### DATA EXTRACT

----

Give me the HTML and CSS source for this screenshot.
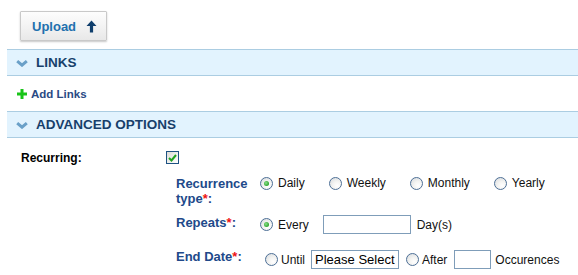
FILE: index.html
```html
<!DOCTYPE html>
<html lang="en">
<head>
  <meta charset="UTF-8">
  <meta name="viewport" content="width=device-width, initial-scale=1.0">
  <title>Upload options</title>
  <link rel="stylesheet" href="styles.css">
</head>
<body>
  <div class="page">
    <div class="toolbar">
      <button class="btn-upload" type="button">
        Upload
        <svg class="arrow-up" width="11" height="13" viewBox="0 0 11 13"><path d="M5.5 0.5 L10.5 6 L7.1 6 L7.1 12.5 L3.9 12.5 L3.9 6 L0.5 6 Z" fill="#0f3e6c"/></svg>
      </button>
    </div>

    <div class="panel-head">
      <svg class="chev" width="12" height="7" viewBox="0 0 12 7"><path d="M1.2 1.2 L6 5.2 L10.8 1.2" fill="none" stroke="#6aa0c8" stroke-width="3" stroke-linejoin="miter"/></svg>
      <span>LINKS</span>
    </div>
    <div class="links-body">
      <a class="add-link" href="#">
        <svg class="plus" width="10" height="10" viewBox="0 0 10 10"><path d="M3.5 0 H6.5 V3.5 H10 V6.5 H6.5 V10 H3.5 V6.5 H0 V3.5 H3.5 Z" fill="#19c419"/></svg>
        Add Links
      </a>
    </div>

    <div class="panel-head">
      <svg class="chev" width="12" height="7" viewBox="0 0 12 7"><path d="M1.2 1.2 L6 5.2 L10.8 1.2" fill="none" stroke="#6aa0c8" stroke-width="3" stroke-linejoin="miter"/></svg>
      <span>ADVANCED OPTIONS</span>
    </div>
    <div class="adv-body">
      <div class="recurring-row">
        <span class="plain-label">Recurring:</span>
        <span class="checkbox">
          <svg width="9" height="8" viewBox="0 0 9 8"><path d="M1 4 L3.5 6.5 L8 1" fill="none" stroke="#21a321" stroke-width="2"/></svg>
        </span>
      </div>

      <div class="recur">
        <div class="recur-row row-type">
          <div class="field-label label-2line">Recurrence<br>type<em>*</em>:</div>
          <div class="opts">
            <label class="opt"><span class="radio checked"></span>Daily</label>
            <label class="opt"><span class="radio"></span>Weekly</label>
            <label class="opt"><span class="radio"></span>Monthly</label>
            <label class="opt"><span class="radio"></span>Yearly</label>
          </div>
        </div>

        <div class="recur-row row-repeats">
          <div class="field-label">Repeats<em>*</em>:</div>
          <div class="ctrls">
            <span class="radio checked"></span>
            <span class="txt">Every</span>
            <input class="box box-days" type="text">
            <span class="txt txt-days">Day(s)</span>
          </div>
        </div>

        <div class="recur-row row-end">
          <div class="field-label">End Date<em>*</em>:</div>
          <div class="ctrls ctrls-end">
            <span class="radio"></span>
            <span class="txt txt-tight">Until</span>
            <input class="box box-date" type="text" value="Please Select" readonly>
            <span class="radio"></span>
            <span class="txt txt-tight">After</span>
            <input class="box box-count" type="text">
            <span class="txt txt-occ">Occurences</span>
          </div>
        </div>
      </div>
    </div>
  </div>
</body>
</html>
```

FILE: styles.css
```css
body {
  margin: 0;
  font-family: "Liberation Sans", Arial, sans-serif;
  font-size: 12px;
  color: #111;
  background: #fff;
  overflow: hidden;
}
.page {
  padding-left: 7px;
}
.toolbar {
  padding: 11px 0 8px 13px;
}
.btn-upload {
  display: flex;
  align-items: center;
  gap: 10px;
  height: 30px;
  width: 87px;
  padding: 0 0 0 11px;
  box-sizing: border-box;
  font-family: "Liberation Sans", Arial, sans-serif;
  font-size: 13px;
  font-weight: bold;
  color: #2270ae;
  border: 1px solid #c9c9c9;
  border-radius: 1px;
  background: linear-gradient(to bottom, #fdfdfd 0%, #f1f1f1 60%, #e8e8e8 100%);
  box-shadow: 0 1px 2px rgba(0, 0, 0, 0.22);
  cursor: pointer;
}
.arrow-up {
  margin-top: 1px;
}
.panel-head {
  display: flex;
  align-items: center;
  height: 25px;
  background: #e2f3fe;
  border-top: 1px solid #abcde2;
  border-bottom: 1px solid #abcde2;
  padding-left: 9px;
  font-size: 13.5px;
  font-weight: bold;
  color: #173f6b;
}
.chev {
  margin-right: 8px;
  margin-top: 1px;
}
.links-body {
  display: flex;
  align-items: center;
  height: 35px;
  padding: 1px 0 0 10px;
  box-sizing: border-box;
}
.add-link {
  display: flex;
  align-items: center;
  gap: 4px;
  font-size: 11.5px;
  font-weight: bold;
  color: #2a4a84;
  text-decoration: none;
}
.plus {
  margin-top: -1px;
}
.recurring-row {
  display: flex;
  align-items: center;
  padding: 13px 0 0 14px;
  height: 13px;
}
.plain-label {
  width: 145px;
  font-weight: bold;
  color: #000;
}
.checkbox {
  display: flex;
  align-items: center;
  justify-content: center;
  width: 11px;
  height: 11px;
  border: 1px solid #1d5283;
  background: linear-gradient(to bottom right, #dcdcd6, #fff);
}
.recur {
  margin: 12px 0 0 169px;
}
.recur-row {
  display: flex;
  align-items: flex-start;
}
.field-label {
  width: 84px;
  flex: none;
  font-size: 13px;
  font-weight: bold;
  line-height: 15px;
  color: #21498a;
}
.field-label em {
  font-style: normal;
  color: #ee1111;
}
.opts {
  display: flex;
  gap: 24px;
  line-height: 15px;
}
.opt {
  display: flex;
  align-items: center;
  gap: 5px;
}
.radio {
  display: inline-block;
  position: relative;
  flex: none;
  width: 11px;
  height: 11px;
  border: 1px solid #4d6f96;
  border-radius: 50%;
  background: radial-gradient(circle at 65% 70%, #ffffff 0%, #f4f4f2 40%, #d4d8dc 100%);
}
.radio.checked::after {
  content: "";
  position: absolute;
  left: 3px;
  top: 3px;
  width: 5px;
  height: 5px;
  border-radius: 50%;
  background: radial-gradient(circle at 40% 40%, #8be08b 0%, #2ea52e 70%);
}
.row-repeats {
  margin-top: 9px;
}
.ctrls {
  display: flex;
  align-items: center;
  height: 19px;
}
.txt {
  margin-left: 5px;
}
.box {
  height: 19px;
  box-sizing: border-box;
  border: 1px solid #7f9db9;
  padding: 0 3px;
  font-family: "Liberation Sans", Arial, sans-serif;
  font-size: 13px;
  color: #000;
  background: #fff;
  outline: none;
}
.box-days {
  width: 88px;
  margin-left: 14px;
}
.txt-days {
  margin-left: 6px;
}
.row-end {
  margin-top: 15px;
}
.ctrls-end {
  margin: 1px 0 0 5px;
}
.txt-tight {
  margin-left: 3px;
}
.box-date {
  width: 88px;
  margin: 0 7px 0 6px;
}
.box-count {
  width: 37px;
  margin-left: 7px;
}
.txt-occ {
  margin-left: 4px;
}
```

----

### EXERCISE BRIEF
Leave out the pictures and print every line of the data exactly.

### EXERCISE OUTPUT
Give me the HTML and CSS source for this screenshot.
FILE: index.html
```html
<!DOCTYPE html>
<html lang="en">
<head>
  <meta charset="UTF-8">
  <meta name="viewport" content="width=device-width, initial-scale=1.0">
  <title>Upload options</title>
  <link rel="stylesheet" href="styles.css">
</head>
<body>
  <div class="page">
    <div class="toolbar">
      <button class="btn-upload" type="button">
        Upload
        <svg class="arrow-up" width="11" height="13" viewBox="0 0 11 13"><path d="M5.5 0.5 L10.5 6 L7.1 6 L7.1 12.5 L3.9 12.5 L3.9 6 L0.5 6 Z" fill="#0f3e6c"/></svg>
      </button>
    </div>

    <div class="panel-head">
      <svg class="chev" width="12" height="7" viewBox="0 0 12 7"><path d="M1.2 1.2 L6 5.2 L10.8 1.2" fill="none" stroke="#6aa0c8" stroke-width="3" stroke-linejoin="miter"/></svg>
      <span>LINKS</span>
    </div>
    <div class="links-body">
      <a class="add-link" href="#">
        <svg class="plus" width="10" height="10" viewBox="0 0 10 10"><path d="M3.5 0 H6.5 V3.5 H10 V6.5 H6.5 V10 H3.5 V6.5 H0 V3.5 H3.5 Z" fill="#19c419"/></svg>
        Add Links
      </a>
    </div>

    <div class="panel-head">
      <svg class="chev" width="12" height="7" viewBox="0 0 12 7"><path d="M1.2 1.2 L6 5.2 L10.8 1.2" fill="none" stroke="#6aa0c8" stroke-width="3" stroke-linejoin="miter"/></svg>
      <span>ADVANCED OPTIONS</span>
    </div>
    <div class="adv-body">
      <div class="recurring-row">
        <span class="plain-label">Recurring:</span>
        <span class="checkbox">
          <svg width="9" height="8" viewBox="0 0 9 8"><path d="M1 4 L3.5 6.5 L8 1" fill="none" stroke="#21a321" stroke-width="2"/></svg>
        </span>
      </div>

      <div class="recur">
        <div class="recur-row row-type">
          <div class="field-label label-2line">Recurrence<br>type<em>*</em>:</div>
          <div class="opts">
            <label class="opt"><span class="radio checked"></span>Daily</label>
            <label class="opt"><span class="radio"></span>Weekly</label>
            <label class="opt"><span class="radio"></span>Monthly</label>
            <label class="opt"><span class="radio"></span>Yearly</label>
          </div>
        </div>

        <div class="recur-row row-repeats">
          <div class="field-label">Repeats<em>*</em>:</div>
          <div class="ctrls">
            <span class="radio checked"></span>
            <span class="txt">Every</span>
            <input class="box box-days" type="text">
            <span class="txt txt-days">Day(s)</span>
          </div>
        </div>

        <div class="recur-row row-end">
          <div class="field-label">End Date<em>*</em>:</div>
          <div class="ctrls ctrls-end">
            <span class="radio"></span>
            <span class="txt txt-tight">Until</span>
            <input class="box box-date" type="text" value="Please Select" readonly>
            <span class="radio"></span>
            <span class="txt txt-tight">After</span>
            <input class="box box-count" type="text">
            <span class="txt txt-occ">Occurences</span>
          </div>
        </div>
      </div>
    </div>
  </div>
</body>
</html>
```

FILE: styles.css
```css
body {
  margin: 0;
  font-family: "Liberation Sans", Arial, sans-serif;
  font-size: 12px;
  color: #111;
  background: #fff;
  overflow: hidden;
}
.page {
  padding-left: 7px;
}
.toolbar {
  padding: 11px 0 8px 13px;
}
.btn-upload {
  display: flex;
  align-items: center;
  gap: 10px;
  height: 30px;
  width: 87px;
  padding: 0 0 0 11px;
  box-sizing: border-box;
  font-family: "Liberation Sans", Arial, sans-serif;
  font-size: 13px;
  font-weight: bold;
  color: #2270ae;
  border: 1px solid #c9c9c9;
  border-radius: 1px;
  background: linear-gradient(to bottom, #fdfdfd 0%, #f1f1f1 60%, #e8e8e8 100%);
  box-shadow: 0 1px 2px rgba(0, 0, 0, 0.22);
  cursor: pointer;
}
.arrow-up {
  margin-top: 1px;
}
.panel-head {
  display: flex;
  align-items: center;
  height: 25px;
  background: #e2f3fe;
  border-top: 1px solid #abcde2;
  border-bottom: 1px solid #abcde2;
  padding-left: 9px;
  font-size: 13.5px;
  font-weight: bold;
  color: #173f6b;
}
.chev {
  margin-right: 8px;
  margin-top: 1px;
}
.links-body {
  display: flex;
  align-items: center;
  height: 35px;
  padding: 1px 0 0 10px;
  box-sizing: border-box;
}
.add-link {
  display: flex;
  align-items: center;
  gap: 4px;
  font-size: 11.5px;
  font-weight: bold;
  color: #2a4a84;
  text-decoration: none;
}
.plus {
  margin-top: -1px;
}
.recurring-row {
  display: flex;
  align-items: center;
  padding: 13px 0 0 14px;
  height: 13px;
}
.plain-label {
  width: 145px;
  font-weight: bold;
  color: #000;
}
.checkbox {
  display: flex;
  align-items: center;
  justify-content: center;
  width: 11px;
  height: 11px;
  border: 1px solid #1d5283;
  background: linear-gradient(to bottom right, #dcdcd6, #fff);
}
.recur {
  margin: 12px 0 0 169px;
}
.recur-row {
  display: flex;
  align-items: flex-start;
}
.field-label {
  width: 84px;
  flex: none;
  font-size: 13px;
  font-weight: bold;
  line-height: 15px;
  color: #21498a;
}
.field-label em {
  font-style: normal;
  color: #ee1111;
}
.opts {
  display: flex;
  gap: 24px;
  line-height: 15px;
}
.opt {
  display: flex;
  align-items: center;
  gap: 5px;
}
.radio {
  display: inline-block;
  position: relative;
  flex: none;
  width: 11px;
  height: 11px;
  border: 1px solid #4d6f96;
  border-radius: 50%;
  background: radial-gradient(circle at 65% 70%, #ffffff 0%, #f4f4f2 40%, #d4d8dc 100%);
}
.radio.checked::after {
  content: "";
  position: absolute;
  left: 3px;
  top: 3px;
  width: 5px;
  height: 5px;
  border-radius: 50%;
  background: radial-gradient(circle at 40% 40%, #8be08b 0%, #2ea52e 70%);
}
.row-repeats {
  margin-top: 9px;
}
.ctrls {
  display: flex;
  align-items: center;
  height: 19px;
}
.txt {
  margin-left: 5px;
}
.box {
  height: 19px;
  box-sizing: border-box;
  border: 1px solid #7f9db9;
  padding: 0 3px;
  font-family: "Liberation Sans", Arial, sans-serif;
  font-size: 13px;
  color: #000;
  background: #fff;
  outline: none;
}
.box-days {
  width: 88px;
  margin-left: 14px;
}
.txt-days {
  margin-left: 6px;
}
.row-end {
  margin-top: 15px;
}
.ctrls-end {
  margin: 1px 0 0 5px;
}
.txt-tight {
  margin-left: 3px;
}
.box-date {
  width: 88px;
  margin: 0 7px 0 6px;
}
.box-count {
  width: 37px;
  margin-left: 7px;
}
.txt-occ {
  margin-left: 4px;
}
```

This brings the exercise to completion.